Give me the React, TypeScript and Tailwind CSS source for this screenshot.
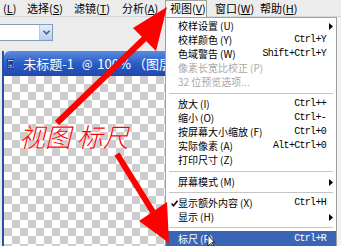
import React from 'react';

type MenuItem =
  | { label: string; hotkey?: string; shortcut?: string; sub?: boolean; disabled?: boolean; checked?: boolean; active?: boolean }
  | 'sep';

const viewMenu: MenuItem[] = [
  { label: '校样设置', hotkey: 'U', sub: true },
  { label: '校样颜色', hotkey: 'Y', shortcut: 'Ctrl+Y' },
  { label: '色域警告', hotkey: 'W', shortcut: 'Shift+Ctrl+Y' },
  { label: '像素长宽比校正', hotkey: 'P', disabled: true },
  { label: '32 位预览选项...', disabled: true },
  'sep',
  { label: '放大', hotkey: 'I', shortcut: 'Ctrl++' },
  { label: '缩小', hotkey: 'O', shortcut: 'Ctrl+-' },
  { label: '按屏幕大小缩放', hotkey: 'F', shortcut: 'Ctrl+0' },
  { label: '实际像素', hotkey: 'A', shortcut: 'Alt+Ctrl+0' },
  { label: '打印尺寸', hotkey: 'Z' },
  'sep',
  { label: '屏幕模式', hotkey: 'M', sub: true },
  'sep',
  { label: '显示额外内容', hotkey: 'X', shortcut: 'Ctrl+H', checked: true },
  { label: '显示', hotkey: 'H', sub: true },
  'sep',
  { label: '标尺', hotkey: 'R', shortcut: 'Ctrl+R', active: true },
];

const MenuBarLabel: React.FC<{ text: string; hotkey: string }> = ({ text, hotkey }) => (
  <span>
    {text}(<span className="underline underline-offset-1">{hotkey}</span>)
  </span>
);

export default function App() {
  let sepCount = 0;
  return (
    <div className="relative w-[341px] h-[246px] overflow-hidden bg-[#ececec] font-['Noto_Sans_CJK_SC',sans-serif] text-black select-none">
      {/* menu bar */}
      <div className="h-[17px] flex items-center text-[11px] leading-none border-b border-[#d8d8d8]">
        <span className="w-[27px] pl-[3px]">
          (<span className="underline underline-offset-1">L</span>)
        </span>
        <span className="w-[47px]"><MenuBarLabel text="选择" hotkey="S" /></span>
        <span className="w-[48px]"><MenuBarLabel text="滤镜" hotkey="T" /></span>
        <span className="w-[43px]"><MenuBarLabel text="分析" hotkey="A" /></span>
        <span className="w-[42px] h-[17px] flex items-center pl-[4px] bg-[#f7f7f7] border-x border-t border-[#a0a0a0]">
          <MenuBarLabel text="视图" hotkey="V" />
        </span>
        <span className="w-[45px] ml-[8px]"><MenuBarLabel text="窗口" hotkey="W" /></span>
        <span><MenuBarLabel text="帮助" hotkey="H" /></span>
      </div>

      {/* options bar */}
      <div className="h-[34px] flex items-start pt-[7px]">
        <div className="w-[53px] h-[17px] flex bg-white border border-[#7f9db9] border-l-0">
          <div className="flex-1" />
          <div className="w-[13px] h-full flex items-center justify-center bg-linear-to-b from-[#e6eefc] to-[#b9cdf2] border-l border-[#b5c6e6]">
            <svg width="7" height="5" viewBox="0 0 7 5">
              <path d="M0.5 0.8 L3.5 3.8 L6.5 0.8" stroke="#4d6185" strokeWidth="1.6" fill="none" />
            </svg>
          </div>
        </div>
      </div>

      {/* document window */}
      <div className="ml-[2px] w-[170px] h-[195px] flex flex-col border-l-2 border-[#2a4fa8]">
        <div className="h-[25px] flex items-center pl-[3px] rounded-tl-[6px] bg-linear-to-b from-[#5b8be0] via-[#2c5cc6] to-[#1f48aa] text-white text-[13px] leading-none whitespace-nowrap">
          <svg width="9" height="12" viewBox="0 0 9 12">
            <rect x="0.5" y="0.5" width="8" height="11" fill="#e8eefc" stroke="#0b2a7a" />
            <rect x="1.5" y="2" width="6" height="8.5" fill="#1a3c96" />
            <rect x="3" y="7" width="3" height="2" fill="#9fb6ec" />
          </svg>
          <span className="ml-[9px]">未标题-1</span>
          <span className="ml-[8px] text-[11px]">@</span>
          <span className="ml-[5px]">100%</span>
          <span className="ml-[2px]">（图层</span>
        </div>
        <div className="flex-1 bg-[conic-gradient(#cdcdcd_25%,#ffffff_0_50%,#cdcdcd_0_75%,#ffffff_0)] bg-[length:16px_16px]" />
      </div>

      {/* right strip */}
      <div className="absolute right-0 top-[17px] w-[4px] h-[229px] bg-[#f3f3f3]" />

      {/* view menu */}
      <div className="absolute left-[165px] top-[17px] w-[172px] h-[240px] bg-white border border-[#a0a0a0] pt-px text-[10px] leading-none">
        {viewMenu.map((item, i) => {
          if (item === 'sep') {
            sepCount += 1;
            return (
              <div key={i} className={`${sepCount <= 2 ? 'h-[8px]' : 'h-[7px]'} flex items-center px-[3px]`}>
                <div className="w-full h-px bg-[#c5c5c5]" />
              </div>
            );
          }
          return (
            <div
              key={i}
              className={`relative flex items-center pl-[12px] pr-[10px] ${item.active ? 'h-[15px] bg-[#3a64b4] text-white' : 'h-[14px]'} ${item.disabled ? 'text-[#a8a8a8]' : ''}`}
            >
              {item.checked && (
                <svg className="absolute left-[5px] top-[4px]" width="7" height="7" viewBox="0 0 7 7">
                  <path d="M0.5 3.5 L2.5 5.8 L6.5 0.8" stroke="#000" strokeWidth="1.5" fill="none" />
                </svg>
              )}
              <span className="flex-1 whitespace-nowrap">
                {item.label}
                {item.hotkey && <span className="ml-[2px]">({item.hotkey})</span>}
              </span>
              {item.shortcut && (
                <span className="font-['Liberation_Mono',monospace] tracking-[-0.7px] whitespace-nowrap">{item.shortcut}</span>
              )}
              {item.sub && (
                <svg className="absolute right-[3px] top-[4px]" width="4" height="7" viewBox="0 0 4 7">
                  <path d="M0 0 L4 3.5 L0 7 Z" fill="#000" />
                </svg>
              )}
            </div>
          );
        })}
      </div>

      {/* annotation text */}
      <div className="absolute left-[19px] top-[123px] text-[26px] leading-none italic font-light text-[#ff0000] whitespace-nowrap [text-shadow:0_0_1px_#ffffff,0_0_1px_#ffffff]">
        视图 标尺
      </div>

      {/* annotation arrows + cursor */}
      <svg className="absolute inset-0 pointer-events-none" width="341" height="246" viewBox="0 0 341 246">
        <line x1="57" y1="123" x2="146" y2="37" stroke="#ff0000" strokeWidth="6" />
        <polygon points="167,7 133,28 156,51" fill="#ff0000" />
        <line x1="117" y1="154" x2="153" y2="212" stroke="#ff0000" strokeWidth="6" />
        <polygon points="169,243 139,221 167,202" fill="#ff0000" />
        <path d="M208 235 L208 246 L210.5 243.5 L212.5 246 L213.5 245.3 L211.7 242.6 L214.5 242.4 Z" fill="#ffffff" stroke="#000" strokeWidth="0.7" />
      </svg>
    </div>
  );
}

(What you have to do) Transcribe the whole listing, character for character, but not its images.

(Finished task)
Give me the React, TypeScript and Tailwind CSS source for this screenshot.
import React from 'react';

type MenuItem =
  | { label: string; hotkey?: string; shortcut?: string; sub?: boolean; disabled?: boolean; checked?: boolean; active?: boolean }
  | 'sep';

const viewMenu: MenuItem[] = [
  { label: '校样设置', hotkey: 'U', sub: true },
  { label: '校样颜色', hotkey: 'Y', shortcut: 'Ctrl+Y' },
  { label: '色域警告', hotkey: 'W', shortcut: 'Shift+Ctrl+Y' },
  { label: '像素长宽比校正', hotkey: 'P', disabled: true },
  { label: '32 位预览选项...', disabled: true },
  'sep',
  { label: '放大', hotkey: 'I', shortcut: 'Ctrl++' },
  { label: '缩小', hotkey: 'O', shortcut: 'Ctrl+-' },
  { label: '按屏幕大小缩放', hotkey: 'F', shortcut: 'Ctrl+0' },
  { label: '实际像素', hotkey: 'A', shortcut: 'Alt+Ctrl+0' },
  { label: '打印尺寸', hotkey: 'Z' },
  'sep',
  { label: '屏幕模式', hotkey: 'M', sub: true },
  'sep',
  { label: '显示额外内容', hotkey: 'X', shortcut: 'Ctrl+H', checked: true },
  { label: '显示', hotkey: 'H', sub: true },
  'sep',
  { label: '标尺', hotkey: 'R', shortcut: 'Ctrl+R', active: true },
];

const MenuBarLabel: React.FC<{ text: string; hotkey: string }> = ({ text, hotkey }) => (
  <span>
    {text}(<span className="underline underline-offset-1">{hotkey}</span>)
  </span>
);

export default function App() {
  let sepCount = 0;
  return (
    <div className="relative w-[341px] h-[246px] overflow-hidden bg-[#ececec] font-['Noto_Sans_CJK_SC',sans-serif] text-black select-none">
      {/* menu bar */}
      <div className="h-[17px] flex items-center text-[11px] leading-none border-b border-[#d8d8d8]">
        <span className="w-[27px] pl-[3px]">
          (<span className="underline underline-offset-1">L</span>)
        </span>
        <span className="w-[47px]"><MenuBarLabel text="选择" hotkey="S" /></span>
        <span className="w-[48px]"><MenuBarLabel text="滤镜" hotkey="T" /></span>
        <span className="w-[43px]"><MenuBarLabel text="分析" hotkey="A" /></span>
        <span className="w-[42px] h-[17px] flex items-center pl-[4px] bg-[#f7f7f7] border-x border-t border-[#a0a0a0]">
          <MenuBarLabel text="视图" hotkey="V" />
        </span>
        <span className="w-[45px] ml-[8px]"><MenuBarLabel text="窗口" hotkey="W" /></span>
        <span><MenuBarLabel text="帮助" hotkey="H" /></span>
      </div>

      {/* options bar */}
      <div className="h-[34px] flex items-start pt-[7px]">
        <div className="w-[53px] h-[17px] flex bg-white border border-[#7f9db9] border-l-0">
          <div className="flex-1" />
          <div className="w-[13px] h-full flex items-center justify-center bg-linear-to-b from-[#e6eefc] to-[#b9cdf2] border-l border-[#b5c6e6]">
            <svg width="7" height="5" viewBox="0 0 7 5">
              <path d="M0.5 0.8 L3.5 3.8 L6.5 0.8" stroke="#4d6185" strokeWidth="1.6" fill="none" />
            </svg>
          </div>
        </div>
      </div>

      {/* document window */}
      <div className="ml-[2px] w-[170px] h-[195px] flex flex-col border-l-2 border-[#2a4fa8]">
        <div className="h-[25px] flex items-center pl-[3px] rounded-tl-[6px] bg-linear-to-b from-[#5b8be0] via-[#2c5cc6] to-[#1f48aa] text-white text-[13px] leading-none whitespace-nowrap">
          <svg width="9" height="12" viewBox="0 0 9 12">
            <rect x="0.5" y="0.5" width="8" height="11" fill="#e8eefc" stroke="#0b2a7a" />
            <rect x="1.5" y="2" width="6" height="8.5" fill="#1a3c96" />
            <rect x="3" y="7" width="3" height="2" fill="#9fb6ec" />
          </svg>
          <span className="ml-[9px]">未标题-1</span>
          <span className="ml-[8px] text-[11px]">@</span>
          <span className="ml-[5px]">100%</span>
          <span className="ml-[2px]">（图层</span>
        </div>
        <div className="flex-1 bg-[conic-gradient(#cdcdcd_25%,#ffffff_0_50%,#cdcdcd_0_75%,#ffffff_0)] bg-[length:16px_16px]" />
      </div>

      {/* right strip */}
      <div className="absolute right-0 top-[17px] w-[4px] h-[229px] bg-[#f3f3f3]" />

      {/* view menu */}
      <div className="absolute left-[165px] top-[17px] w-[172px] h-[240px] bg-white border border-[#a0a0a0] pt-px text-[10px] leading-none">
        {viewMenu.map((item, i) => {
          if (item === 'sep') {
            sepCount += 1;
            return (
              <div key={i} className={`${sepCount <= 2 ? 'h-[8px]' : 'h-[7px]'} flex items-center px-[3px]`}>
                <div className="w-full h-px bg-[#c5c5c5]" />
              </div>
            );
          }
          return (
            <div
              key={i}
              className={`relative flex items-center pl-[12px] pr-[10px] ${item.active ? 'h-[15px] bg-[#3a64b4] text-white' : 'h-[14px]'} ${item.disabled ? 'text-[#a8a8a8]' : ''}`}
            >
              {item.checked && (
                <svg className="absolute left-[5px] top-[4px]" width="7" height="7" viewBox="0 0 7 7">
                  <path d="M0.5 3.5 L2.5 5.8 L6.5 0.8" stroke="#000" strokeWidth="1.5" fill="none" />
                </svg>
              )}
              <span className="flex-1 whitespace-nowrap">
                {item.label}
                {item.hotkey && <span className="ml-[2px]">({item.hotkey})</span>}
              </span>
              {item.shortcut && (
                <span className="font-['Liberation_Mono',monospace] tracking-[-0.7px] whitespace-nowrap">{item.shortcut}</span>
              )}
              {item.sub && (
                <svg className="absolute right-[3px] top-[4px]" width="4" height="7" viewBox="0 0 4 7">
                  <path d="M0 0 L4 3.5 L0 7 Z" fill="#000" />
                </svg>
              )}
            </div>
          );
        })}
      </div>

      {/* annotation text */}
      <div className="absolute left-[19px] top-[123px] text-[26px] leading-none italic font-light text-[#ff0000] whitespace-nowrap [text-shadow:0_0_1px_#ffffff,0_0_1px_#ffffff]">
        视图 标尺
      </div>

      {/* annotation arrows + cursor */}
      <svg className="absolute inset-0 pointer-events-none" width="341" height="246" viewBox="0 0 341 246">
        <line x1="57" y1="123" x2="146" y2="37" stroke="#ff0000" strokeWidth="6" />
        <polygon points="167,7 133,28 156,51" fill="#ff0000" />
        <line x1="117" y1="154" x2="153" y2="212" stroke="#ff0000" strokeWidth="6" />
        <polygon points="169,243 139,221 167,202" fill="#ff0000" />
        <path d="M208 235 L208 246 L210.5 243.5 L212.5 246 L213.5 245.3 L211.7 242.6 L214.5 242.4 Z" fill="#ffffff" stroke="#000" strokeWidth="0.7" />
      </svg>
    </div>
  );
}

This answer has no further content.